Meehan has tweaked it a bit. He switched from Maker's Mark to George Dickel, which is not a small thing, since we're talking Tennessee Whiskey now, not Bourbon. But I like Dickel better anyway. So good.

So go and try it and see if you don't agree with me. Enjoy the fruits of the harvest.

Wednesday, September 1, 2010

The Barrel-Aged Aged Cocktail Trend Will Not Be Stopped


First Portland, then New York and Madison, and now Boston. Barrel-aged cocktails are spreading across the nation at wildfire speed.

This fall, Hugh Reynolds, bar manager at Temple Bar in Cambridge, MA, will add whiskey barrel-aged Negronis to his menu. As with every other bar that's trying this trick, he got his mini-barrels from New York's Tuthilltown Distillery, which has parlayed this trend into a nice sideline.

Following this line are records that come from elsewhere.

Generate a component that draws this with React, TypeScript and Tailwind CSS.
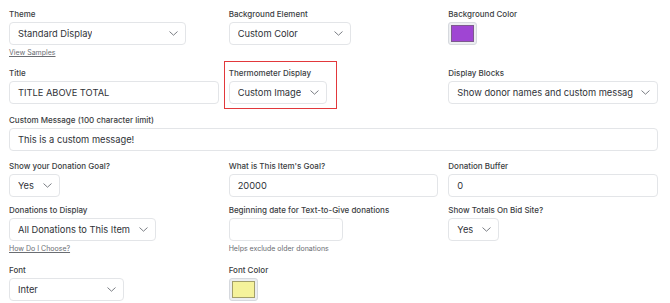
import React from "react";

const Chevron = () => (
  <svg width="9" height="5" viewBox="0 0 9 5" fill="none" className="shrink-0">
    <path d="M0.8 0.8 L4.5 4.2 L8.2 0.8" stroke="#6b6f76" strokeWidth="0.9" strokeLinecap="round" strokeLinejoin="round" />
  </svg>
);

function Label({ children }: { children: React.ReactNode }) {
  return <div className="text-[8px] leading-[10px] font-medium text-[#3b3d42] whitespace-nowrap">{children}</div>;
}

function Select({ value, w }: { value: string; w: string }) {
  return (
    <div className={`mt-[3px] h-[23px] ${w} flex items-center justify-between gap-[8px] rounded-[4px] border border-[#e3e5e8] bg-white pl-[8px] pr-[7px]`}>
      <span className="text-[9.3px] text-[#2f3237] whitespace-nowrap overflow-hidden">{value}</span>
      <Chevron />
    </div>
  );
}

function Input({ value, w = "w-full" }: { value?: string; w?: string }) {
  return (
    <div className={`mt-[3px] h-[23px] ${w} flex items-center rounded-[4px] border border-[#e3e5e8] bg-white px-[8px]`}>
      <span className="text-[9.3px] text-[#2f3237] whitespace-nowrap">{value}</span>
    </div>
  );
}

function Swatch({ color, border }: { color: string; border: string }) {
  return (
    <div className="mt-[3px] h-[23px] w-[29px] rounded-[3px] border border-[#d6d9de] bg-[#eceef1] p-[2px]">
      <div className={`h-full w-full border ${border} ${color}`} />
    </div>
  );
}

function Small({ children, link }: { children: React.ReactNode; link?: boolean }) {
  return (
    <div className={`mt-[3px] text-[7px] leading-[10px] text-[#6a6d72] whitespace-nowrap ${link ? "underline" : ""}`}>
      {children}
    </div>
  );
}

export default function App() {
  return (
    <div className="w-[670px] h-[303px] overflow-hidden bg-white pl-[9px] pr-[12px] pt-[9px]" style={{ fontFamily: "Inter, 'Noto Sans', sans-serif" }}>
      {/* row 1 */}
      <div className="grid grid-cols-3 gap-x-[10px]">
        <div>
          <Label>Theme</Label>
          <Select value="Standard Display" w="w-[177px]" />
          <Small link>View Samples</Small>
        </div>
        <div>
          <Label>Background Element</Label>
          <Select value="Custom Color" w="w-[122px]" />
        </div>
        <div>
          <Label>Background Color</Label>
          <Swatch color="bg-[#9f45d3]" border="border-[#7d5a8e]" />
        </div>
      </div>

      {/* row 2 */}
      <div className="mt-[10px] grid grid-cols-3 gap-x-[10px]">
        <div>
          <Label>Title</Label>
          <Input value="TITLE ABOVE TOTAL" />
        </div>
        <div>
          <div className="relative w-fit">
            <div className="absolute -left-[5px] -top-[7px] -right-[10px] -bottom-[5px] border-[1.5px] border-[#e2383b]" />
            <Label>Thermometer Display</Label>
            <Select value="Custom Image" w="w-[98px]" />
          </div>
        </div>
        <div>
          <Label>Display Blocks</Label>
          <Select value="Show donor names and custom message" w="w-full" />
        </div>
      </div>

      {/* row 3 */}
      <div className="mt-[11px]">
        <Label>Custom Message (100 character limit)</Label>
        <Input value="This is a custom message!" />
      </div>

      {/* row 4 */}
      <div className="mt-[10px] grid grid-cols-3 gap-x-[10px]">
        <div>
          <Label>Show your Donation Goal?</Label>
          <Select value="Yes" w="w-[51px]" />
        </div>
        <div>
          <Label>What is This Item's Goal?</Label>
          <Input value="20000" />
        </div>
        <div>
          <Label>Donation Buffer</Label>
          <Input value="0" />
        </div>
      </div>

      {/* row 5 */}
      <div className="mt-[8px] grid grid-cols-3 gap-x-[10px]">
        <div>
          <Label>Donations to Display</Label>
          <Select value="All Donations to This Item" w="w-[147px]" />
          <Small link>How Do I Choose?</Small>
        </div>
        <div>
          <Label>Beginning date for Text-to-Give donations</Label>
          <Input w="w-[114px]" />
          <Small>Helps exclude older donations</Small>
        </div>
        <div>
          <Label>Show Totals On Bid Site?</Label>
          <Select value="Yes" w="w-[51px]" />
        </div>
      </div>

      {/* row 6 */}
      <div className="mt-[11px] grid grid-cols-3 gap-x-[10px]">
        <div>
          <Label>Font</Label>
          <Select value="Inter" w="w-[115px]" />
        </div>
        <div>
          <Label>Font Color</Label>
          <Swatch color="bg-[#f5f29b]" border="border-[#a39f6a]" />
        </div>
        <div />
      </div>
    </div>
  );
}
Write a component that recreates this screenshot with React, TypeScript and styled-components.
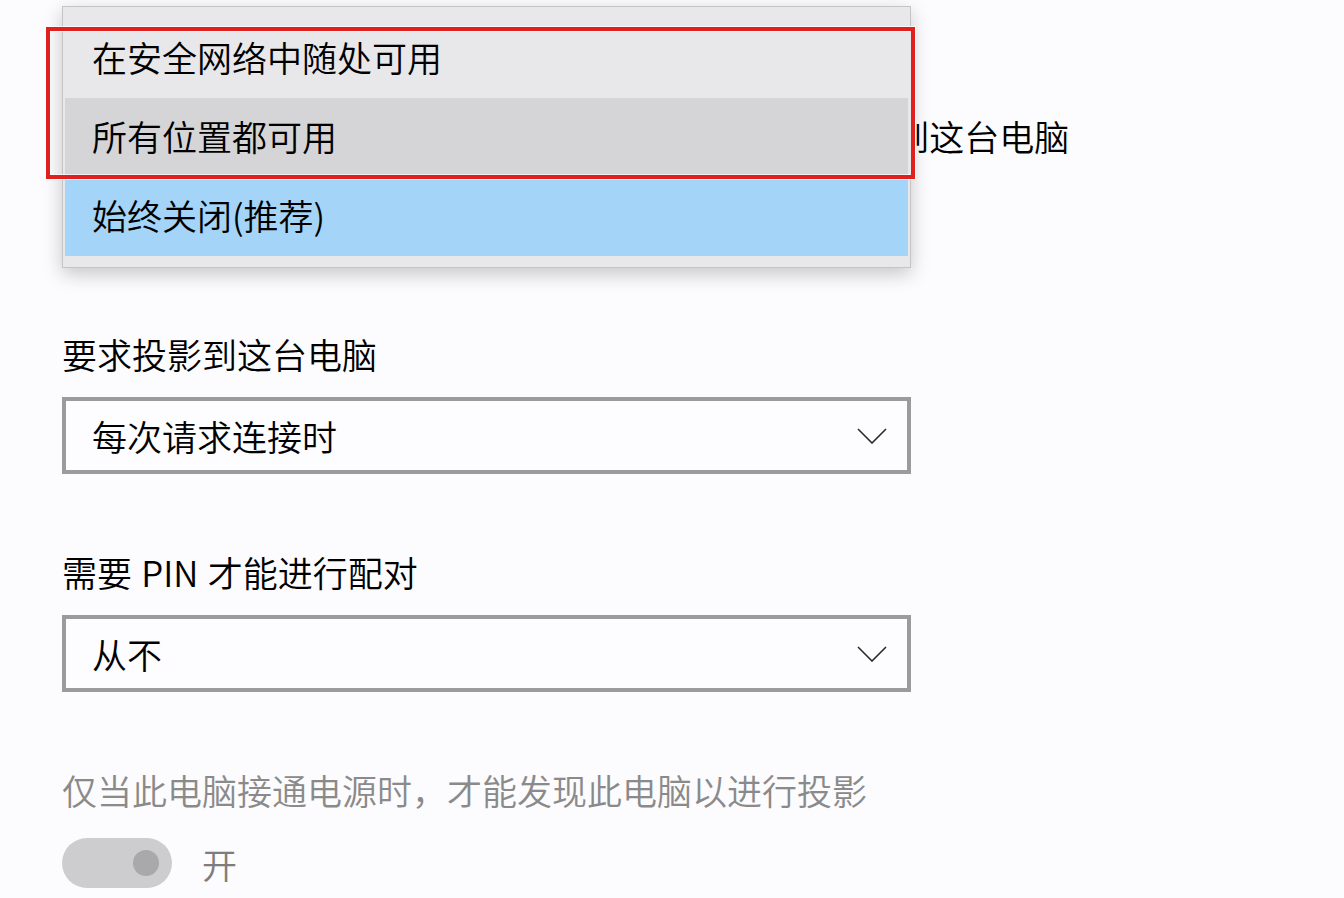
import React from "react";
import styled, { createGlobalStyle } from "styled-components";

const GlobalStyle = createGlobalStyle`
  html, body {
    margin: 0;
    padding: 0;
    background: #fcfbfd;
  }
  body {
    font-family: "Noto Sans CJK SC", "Noto Sans", sans-serif;
    font-weight: 350;
    color: #000;
    overflow: hidden;
  }
`;

const Page = styled.div`
  position: relative;
  width: 1344px;
  height: 898px;
  box-sizing: border-box;
  padding: 116px 0 0 62px;
  display: flex;
  flex-direction: column;
  background: #fcfbfd;
`;

const Section = styled.section<{ $first?: boolean }>`
  display: flex;
  flex-direction: column;
  gap: 19px;
  margin-top: ${(p) => (p.$first ? "0" : "78px")};
`;

const Label = styled.div<{ $muted?: boolean; $wordSpacing?: number }>`
  font-size: 35px;
  line-height: 40px;
  height: 44px;
  white-space: nowrap;
  word-spacing: ${(p) => p.$wordSpacing ?? 1.5}px;
  color: ${(p) => (p.$muted ? "#8a8a8a" : "#000")};
`;

const Combo = styled.div`
  width: 849px;
  height: 77px;
  box-sizing: border-box;
  border: 4px solid #9b9b9b;
  background: #fdfcfe;
  display: flex;
  align-items: center;
  justify-content: space-between;
  padding: 0 20px 0 26px;
`;

const ComboText = styled.span`
  font-size: 35px;
  line-height: 44px;
`;

const Chevron = styled.svg`
  width: 30px;
  height: 16px;
  flex: none;
`;

const ToggleRow = styled.div`
  display: flex;
  align-items: center;
  gap: 30px;
  margin-top: 24px;
`;

const Track = styled.div`
  width: 110px;
  height: 50px;
  border-radius: 25px;
  background: #cdcccf;
  display: flex;
  align-items: center;
  justify-content: flex-end;
  padding-right: 13px;
  box-sizing: border-box;
`;

const Knob = styled.div`
  width: 26px;
  height: 26px;
  border-radius: 50%;
  background: #a9a8aa;
`;

const ToggleText = styled.span`
  font-size: 35px;
  line-height: 44px;
  color: #7d7d7d;
  margin-top: 2px;
`;

const Popup = styled.ul`
  position: absolute;
  left: 62px;
  top: 6px;
  width: 849px;
  box-sizing: border-box;
  margin: 0;
  padding: 12px 0 11px;
  list-style: none;
  background: #e8e7e9;
  border: 1px solid #c4c3c5;
  box-shadow: 0 6px 18px rgba(0, 0, 0, 0.22);
`;

const Item = styled.li<{ $state?: "hover" | "selected" }>`
  height: 79px;
  box-sizing: border-box;
  margin: 0 2px;
  display: flex;
  align-items: center;
  padding: 0 0 5px 27px;
  font-size: 35px;
  color: #000;
  background: ${(p) =>
    p.$state === "hover" ? "#d5d4d6" : p.$state === "selected" ? "#a4d4f8" : "transparent"};
`;

const Highlight = styled.div`
  position: absolute;
  left: 46px;
  top: 27px;
  width: 869px;
  height: 152px;
  box-sizing: border-box;
  border: 4px solid #e0201e;
  box-shadow: 0 0 0 1px rgba(255, 255, 255, 0.7), inset 0 0 0 1px rgba(255, 255, 255, 0.6);
  pointer-events: none;
`;

const ChevronIcon = () => (
  <Chevron viewBox="0 0 30 16">
    <polyline points="1,1 15,15 29,1" fill="none" stroke="#2b2b2b" strokeWidth="1.6" />
  </Chevron>
);

export default function App() {
  return (
    <>
      <GlobalStyle />
      <Page>
        <Section $first>
          <Label $wordSpacing={0}>当你同意时，部分 Windows 和 Android 设备可以投影到这台电脑</Label>
          <Combo>
            <ComboText>始终关闭(推荐)</ComboText>
            <ChevronIcon />
          </Combo>
        </Section>
        <Section>
          <Label>要求投影到这台电脑</Label>
          <Combo>
            <ComboText>每次请求连接时</ComboText>
            <ChevronIcon />
          </Combo>
        </Section>
        <Section>
          <Label>需要 PIN 才能进行配对</Label>
          <Combo>
            <ComboText>从不</ComboText>
            <ChevronIcon />
          </Combo>
        </Section>
        <Section>
          <Label $muted>仅当此电脑接通电源时，才能发现此电脑以进行投影</Label>
        </Section>
        <ToggleRow>
          <Track>
            <Knob />
          </Track>
          <ToggleText>开</ToggleText>
        </ToggleRow>

        <Popup>
          <Item>在安全网络中随处可用</Item>
          <Item $state="hover">所有位置都可用</Item>
          <Item $state="selected">始终关闭(推荐)</Item>
        </Popup>
        <Highlight />
      </Page>
    </>
  );
}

Reynolds got the idea from Portland, Oregon, bartender Jeffrey Morganthaler, who was inspired by Tony Conigliaro in London, who ages Manhattans in glass bottles for up to five years. (The process is considerably faster in wood.) Morganthaler's concoctions have been selling like hotcakes since he introduced them last fall. Since then, the notion has been latched onto by a growing number of edgy, and not so edgy, cocktail bars.

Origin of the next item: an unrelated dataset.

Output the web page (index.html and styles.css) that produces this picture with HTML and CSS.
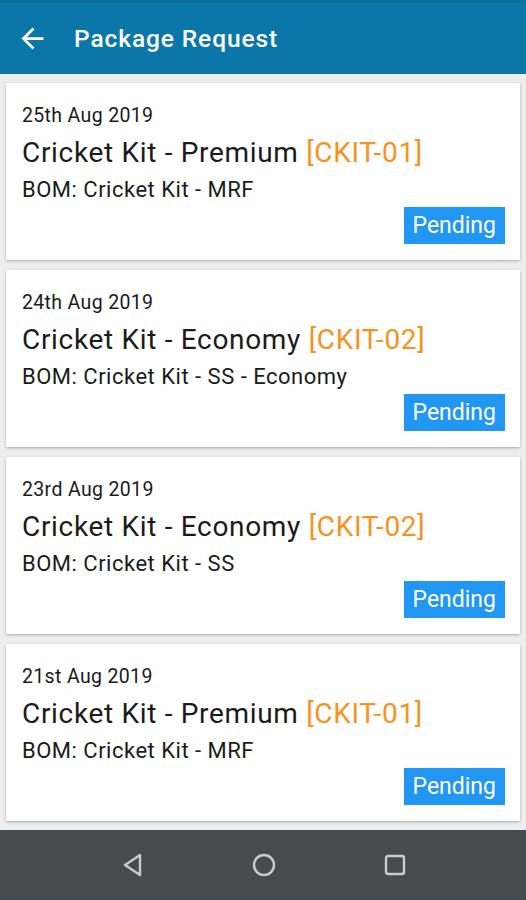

Reynolds mixes up his Negronis using local Berkshire Mountain Distillery’s Ethereal Gin (a small-batch gin with varying levels of botanicals like rose petals and orange peel in each batch), Campari and Carpano Antica Sweet Vermouth. He then lets the cocktail age in the barrels for six weeks. Next up for the treatment is a rum cocktail called the Cherry Valance, made of Appleton Estate Rum, Cherry Heering and chocolate bitters.

Friday, June 4, 2010

Yet More on Barrel-Aged Cocktails


I heard about Jeffrey Morgenthaler's experiments with barrel-aged cocktails of in Portland a couple months ago and have posted a couple items here since then. Here's my first paid piece on the subject. I was surprised how quickly the idea had caught on. If I wait until the end of summer, I can sample a specimen here in New York. No need to fly to Portland. (Not that I don't want to fly to Portland.)